The Domain Name was created almost 15 years ago. The Respondent does not indicate when it acquired the Domain Name, and the Complaint seems to assume that the Respondent is the original registrant (“The Respondent registered the Domain Name on January 15, 2004”). In any event, there is no evidence in the record that the Respondent ever contacted the Complainant in an effort to sell the Domain Name, or, indeed, that the Complainant ever made an effort to purchase the Domain Name over the course of all those years. The Respondent, an individual in Korea, denies knowing about the Complainant, a company that evidently does business only in India, and this is not implausible. The Complainant’s inference on this record that the Respondent registered the Domain Name, as early as 2004, “primarily” to sell it to the Complainant for an excessive price is simply not persuasive.

The Complainant’s other arguments for bad faith all similarly hinge on its conclusion that the Respondent “ought to have been aware of the goods under the trademark V-GUARD which have been covered and promoted in various forms of print and digital media” and therefore must have been seeking a “free ride on the established goodwill and hard-earned reputation of the Complainant”. The Complainant’s V-GUARD mark is unquestionably well known in India. But the record does not indicate that the Complainant advertises and sells internationally, e.g., online.

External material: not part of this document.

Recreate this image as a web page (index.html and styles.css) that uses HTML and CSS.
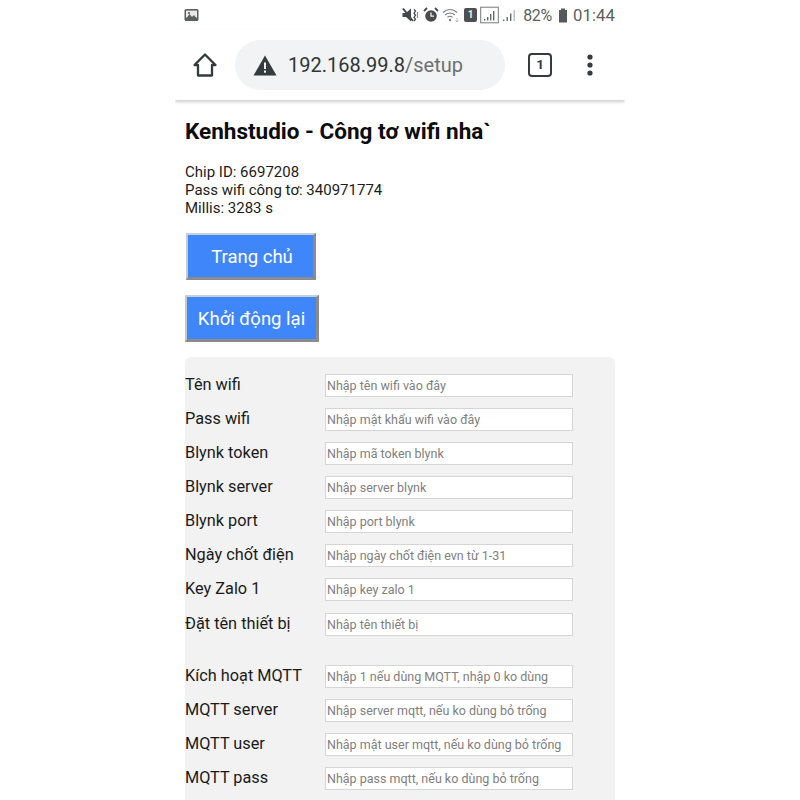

It is true that search engine results for “vguard” prominently direct Internet users to the Complainant’s website. However, these results also show that other firms and products exist with similar names in other countries, such as the security firms Vguard International Ltd (United Kingdom of Great Britain and Northern Ireland) and Virtual Guard International Ltd (Republic of Ireland), where “v” or “virtual” refers to a computer network-enabled security service. Thus, it is hardly self-evident that the Respondent, despite its denials, could not conceivably have meant to refer to anything other than the Complainant and “must” have been targeting the Complainant’s mark. It is, in the Panel’s view, plausible that the Respondent was unaware of the Complainant and simply parked the Domain Name for possible future use in connection with a virtual security offering.

The Complainant has the burden to establish bad faith, and the Panel is not persuaded that the evidence undermines the Respondent’s explanation for the registration and use of the Domain Name. The Panel concludes that the Complainant has not met its burden on the third element.

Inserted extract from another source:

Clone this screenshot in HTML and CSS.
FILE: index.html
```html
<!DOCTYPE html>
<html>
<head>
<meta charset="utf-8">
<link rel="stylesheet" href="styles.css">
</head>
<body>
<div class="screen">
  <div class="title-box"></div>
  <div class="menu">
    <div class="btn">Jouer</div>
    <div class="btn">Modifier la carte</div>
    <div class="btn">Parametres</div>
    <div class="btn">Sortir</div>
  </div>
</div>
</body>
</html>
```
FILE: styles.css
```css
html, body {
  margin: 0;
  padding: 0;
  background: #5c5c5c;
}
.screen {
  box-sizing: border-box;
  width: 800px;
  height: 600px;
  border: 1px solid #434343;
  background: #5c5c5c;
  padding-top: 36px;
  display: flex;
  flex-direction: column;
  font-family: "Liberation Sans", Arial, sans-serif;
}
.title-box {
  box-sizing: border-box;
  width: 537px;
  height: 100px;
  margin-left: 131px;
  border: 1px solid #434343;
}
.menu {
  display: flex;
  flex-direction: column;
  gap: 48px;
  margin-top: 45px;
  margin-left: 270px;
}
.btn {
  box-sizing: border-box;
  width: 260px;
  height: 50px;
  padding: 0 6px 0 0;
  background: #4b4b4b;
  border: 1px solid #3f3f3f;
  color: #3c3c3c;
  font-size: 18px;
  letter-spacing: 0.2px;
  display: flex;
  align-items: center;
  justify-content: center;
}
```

E. Reverse Domain Name Hijacking

Paragraph 15(e) of the Rules provides that, if “after considering the submissions the panel finds that the complaint was brought in bad faith, for example in an attempt at Reverse Domain Name Hijacking (“RDNH”) or was brought primarily to harass the domain-name holder, the panel shall declare in its decision that the complaint was brought in bad faith and constitutes an abuse of the administrative proceeding”. The Respondent has requested such a finding here.

RDNH is defined under the Rules as “using the UDRP in bad faith to attempt to deprive a registered domain-name holder of a domain name”. Mere lack of success of a complaint is not sufficient to find RDNH. See WIPO Overview 3.0, section 4.16. A finding of RDNH is warranted, for example, when a panel finds that the complainant (especially one represented by counsel) should have recognized that it could not succeed on one of the three elements of the complaint under any fair interpretation of the available facts or brings a complaint based “on only the barest of allegations without any supporting evidence” (id.). That is not the case here, where the Domain Name was only used for a parking site and the Respondent’s explanation, not one supported by any actual evidence at that, appeared only in the UDRP proceeding. Hence, the Panel denies the request for a finding of RDNH.

7. Decision

For the foregoing reasons, the Complaint is denied.